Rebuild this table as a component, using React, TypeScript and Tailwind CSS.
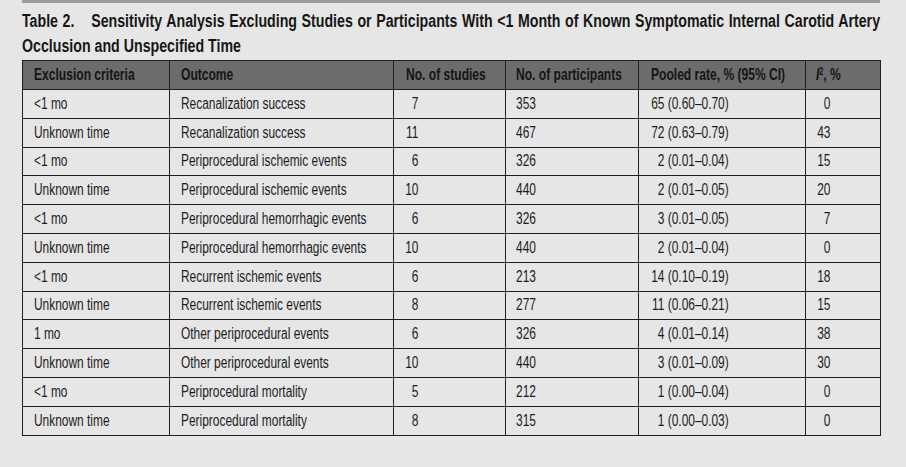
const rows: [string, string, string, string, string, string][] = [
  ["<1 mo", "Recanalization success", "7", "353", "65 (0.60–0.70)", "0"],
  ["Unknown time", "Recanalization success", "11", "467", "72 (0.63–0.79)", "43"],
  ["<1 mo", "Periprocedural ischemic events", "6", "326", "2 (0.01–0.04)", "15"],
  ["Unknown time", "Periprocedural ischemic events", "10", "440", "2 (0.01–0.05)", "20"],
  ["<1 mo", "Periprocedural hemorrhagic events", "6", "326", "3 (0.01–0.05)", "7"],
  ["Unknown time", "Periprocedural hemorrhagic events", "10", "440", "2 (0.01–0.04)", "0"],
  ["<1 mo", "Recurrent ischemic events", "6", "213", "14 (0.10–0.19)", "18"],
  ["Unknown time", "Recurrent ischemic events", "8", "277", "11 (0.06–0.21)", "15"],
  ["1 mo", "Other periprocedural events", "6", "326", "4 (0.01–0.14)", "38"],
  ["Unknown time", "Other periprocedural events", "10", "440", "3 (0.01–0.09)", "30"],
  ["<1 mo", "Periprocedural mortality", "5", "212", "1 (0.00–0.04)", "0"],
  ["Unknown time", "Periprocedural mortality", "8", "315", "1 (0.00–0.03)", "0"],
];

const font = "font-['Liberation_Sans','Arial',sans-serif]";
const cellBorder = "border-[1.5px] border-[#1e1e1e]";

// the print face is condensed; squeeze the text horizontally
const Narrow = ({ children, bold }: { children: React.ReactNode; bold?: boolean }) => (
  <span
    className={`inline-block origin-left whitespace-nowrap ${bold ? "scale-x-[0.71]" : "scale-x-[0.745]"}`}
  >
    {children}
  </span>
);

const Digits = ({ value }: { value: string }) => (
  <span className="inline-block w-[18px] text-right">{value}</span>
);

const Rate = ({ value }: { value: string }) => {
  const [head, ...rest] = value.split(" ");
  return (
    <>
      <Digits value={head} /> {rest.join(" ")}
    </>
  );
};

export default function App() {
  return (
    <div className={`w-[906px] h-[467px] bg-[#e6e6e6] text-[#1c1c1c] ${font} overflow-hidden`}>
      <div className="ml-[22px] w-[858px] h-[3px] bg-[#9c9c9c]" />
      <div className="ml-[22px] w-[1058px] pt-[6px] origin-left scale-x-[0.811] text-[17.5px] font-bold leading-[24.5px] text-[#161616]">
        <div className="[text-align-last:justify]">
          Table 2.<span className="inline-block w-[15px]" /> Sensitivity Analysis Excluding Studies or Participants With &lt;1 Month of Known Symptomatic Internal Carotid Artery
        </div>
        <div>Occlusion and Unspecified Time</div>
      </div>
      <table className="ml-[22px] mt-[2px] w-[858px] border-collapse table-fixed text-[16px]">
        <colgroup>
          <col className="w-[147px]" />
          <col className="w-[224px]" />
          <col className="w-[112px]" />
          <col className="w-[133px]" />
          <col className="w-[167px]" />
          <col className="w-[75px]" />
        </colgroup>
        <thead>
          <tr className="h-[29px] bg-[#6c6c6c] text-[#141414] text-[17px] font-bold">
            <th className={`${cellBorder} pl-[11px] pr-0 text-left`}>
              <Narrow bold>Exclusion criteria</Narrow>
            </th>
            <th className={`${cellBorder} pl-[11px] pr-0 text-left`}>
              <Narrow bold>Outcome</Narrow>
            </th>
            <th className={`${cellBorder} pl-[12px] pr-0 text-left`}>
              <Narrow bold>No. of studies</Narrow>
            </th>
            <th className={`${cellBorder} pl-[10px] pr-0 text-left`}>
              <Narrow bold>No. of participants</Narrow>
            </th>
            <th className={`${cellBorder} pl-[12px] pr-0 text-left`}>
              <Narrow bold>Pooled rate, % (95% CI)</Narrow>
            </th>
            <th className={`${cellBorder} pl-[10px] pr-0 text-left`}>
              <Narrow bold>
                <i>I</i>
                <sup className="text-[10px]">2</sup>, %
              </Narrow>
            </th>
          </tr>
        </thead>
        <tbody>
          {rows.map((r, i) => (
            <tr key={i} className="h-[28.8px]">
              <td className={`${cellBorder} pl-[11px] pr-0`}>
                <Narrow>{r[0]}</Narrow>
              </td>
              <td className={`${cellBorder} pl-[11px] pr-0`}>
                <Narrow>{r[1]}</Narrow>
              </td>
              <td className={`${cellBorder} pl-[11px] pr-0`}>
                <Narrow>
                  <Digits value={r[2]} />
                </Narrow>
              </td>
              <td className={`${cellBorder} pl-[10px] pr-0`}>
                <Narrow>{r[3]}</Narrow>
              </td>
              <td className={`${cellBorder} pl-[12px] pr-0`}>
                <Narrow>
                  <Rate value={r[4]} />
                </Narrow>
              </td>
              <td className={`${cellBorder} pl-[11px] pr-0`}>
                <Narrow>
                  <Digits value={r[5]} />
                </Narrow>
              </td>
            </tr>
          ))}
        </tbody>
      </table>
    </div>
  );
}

━━━━━━━━

**Request**
Reproduce the material word for word, minus the images.

**Response to the task**
Rebuild this table as a component, using React, TypeScript and Tailwind CSS.
const rows: [string, string, string, string, string, string][] = [
  ["<1 mo", "Recanalization success", "7", "353", "65 (0.60–0.70)", "0"],
  ["Unknown time", "Recanalization success", "11", "467", "72 (0.63–0.79)", "43"],
  ["<1 mo", "Periprocedural ischemic events", "6", "326", "2 (0.01–0.04)", "15"],
  ["Unknown time", "Periprocedural ischemic events", "10", "440", "2 (0.01–0.05)", "20"],
  ["<1 mo", "Periprocedural hemorrhagic events", "6", "326", "3 (0.01–0.05)", "7"],
  ["Unknown time", "Periprocedural hemorrhagic events", "10", "440", "2 (0.01–0.04)", "0"],
  ["<1 mo", "Recurrent ischemic events", "6", "213", "14 (0.10–0.19)", "18"],
  ["Unknown time", "Recurrent ischemic events", "8", "277", "11 (0.06–0.21)", "15"],
  ["1 mo", "Other periprocedural events", "6", "326", "4 (0.01–0.14)", "38"],
  ["Unknown time", "Other periprocedural events", "10", "440", "3 (0.01–0.09)", "30"],
  ["<1 mo", "Periprocedural mortality", "5", "212", "1 (0.00–0.04)", "0"],
  ["Unknown time", "Periprocedural mortality", "8", "315", "1 (0.00–0.03)", "0"],
];

const font = "font-['Liberation_Sans','Arial',sans-serif]";
const cellBorder = "border-[1.5px] border-[#1e1e1e]";

// the print face is condensed; squeeze the text horizontally
const Narrow = ({ children, bold }: { children: React.ReactNode; bold?: boolean }) => (
  <span
    className={`inline-block origin-left whitespace-nowrap ${bold ? "scale-x-[0.71]" : "scale-x-[0.745]"}`}
  >
    {children}
  </span>
);

const Digits = ({ value }: { value: string }) => (
  <span className="inline-block w-[18px] text-right">{value}</span>
);

const Rate = ({ value }: { value: string }) => {
  const [head, ...rest] = value.split(" ");
  return (
    <>
      <Digits value={head} /> {rest.join(" ")}
    </>
  );
};

export default function App() {
  return (
    <div className={`w-[906px] h-[467px] bg-[#e6e6e6] text-[#1c1c1c] ${font} overflow-hidden`}>
      <div className="ml-[22px] w-[858px] h-[3px] bg-[#9c9c9c]" />
      <div className="ml-[22px] w-[1058px] pt-[6px] origin-left scale-x-[0.811] text-[17.5px] font-bold leading-[24.5px] text-[#161616]">
        <div className="[text-align-last:justify]">
          Table 2.<span className="inline-block w-[15px]" /> Sensitivity Analysis Excluding Studies or Participants With &lt;1 Month of Known Symptomatic Internal Carotid Artery
        </div>
        <div>Occlusion and Unspecified Time</div>
      </div>
      <table className="ml-[22px] mt-[2px] w-[858px] border-collapse table-fixed text-[16px]">
        <colgroup>
          <col className="w-[147px]" />
          <col className="w-[224px]" />
          <col className="w-[112px]" />
          <col className="w-[133px]" />
          <col className="w-[167px]" />
          <col className="w-[75px]" />
        </colgroup>
        <thead>
          <tr className="h-[29px] bg-[#6c6c6c] text-[#141414] text-[17px] font-bold">
            <th className={`${cellBorder} pl-[11px] pr-0 text-left`}>
              <Narrow bold>Exclusion criteria</Narrow>
            </th>
            <th className={`${cellBorder} pl-[11px] pr-0 text-left`}>
              <Narrow bold>Outcome</Narrow>
            </th>
            <th className={`${cellBorder} pl-[12px] pr-0 text-left`}>
              <Narrow bold>No. of studies</Narrow>
            </th>
            <th className={`${cellBorder} pl-[10px] pr-0 text-left`}>
              <Narrow bold>No. of participants</Narrow>
            </th>
            <th className={`${cellBorder} pl-[12px] pr-0 text-left`}>
              <Narrow bold>Pooled rate, % (95% CI)</Narrow>
            </th>
            <th className={`${cellBorder} pl-[10px] pr-0 text-left`}>
              <Narrow bold>
                <i>I</i>
                <sup className="text-[10px]">2</sup>, %
              </Narrow>
            </th>
          </tr>
        </thead>
        <tbody>
          {rows.map((r, i) => (
            <tr key={i} className="h-[28.8px]">
              <td className={`${cellBorder} pl-[11px] pr-0`}>
                <Narrow>{r[0]}</Narrow>
              </td>
              <td className={`${cellBorder} pl-[11px] pr-0`}>
                <Narrow>{r[1]}</Narrow>
              </td>
              <td className={`${cellBorder} pl-[11px] pr-0`}>
                <Narrow>
                  <Digits value={r[2]} />
                </Narrow>
              </td>
              <td className={`${cellBorder} pl-[10px] pr-0`}>
                <Narrow>{r[3]}</Narrow>
              </td>
              <td className={`${cellBorder} pl-[12px] pr-0`}>
                <Narrow>
                  <Rate value={r[4]} />
                </Narrow>
              </td>
              <td className={`${cellBorder} pl-[11px] pr-0`}>
                <Narrow>
                  <Digits value={r[5]} />
                </Narrow>
              </td>
            </tr>
          ))}
        </tbody>
      </table>
    </div>
  );
}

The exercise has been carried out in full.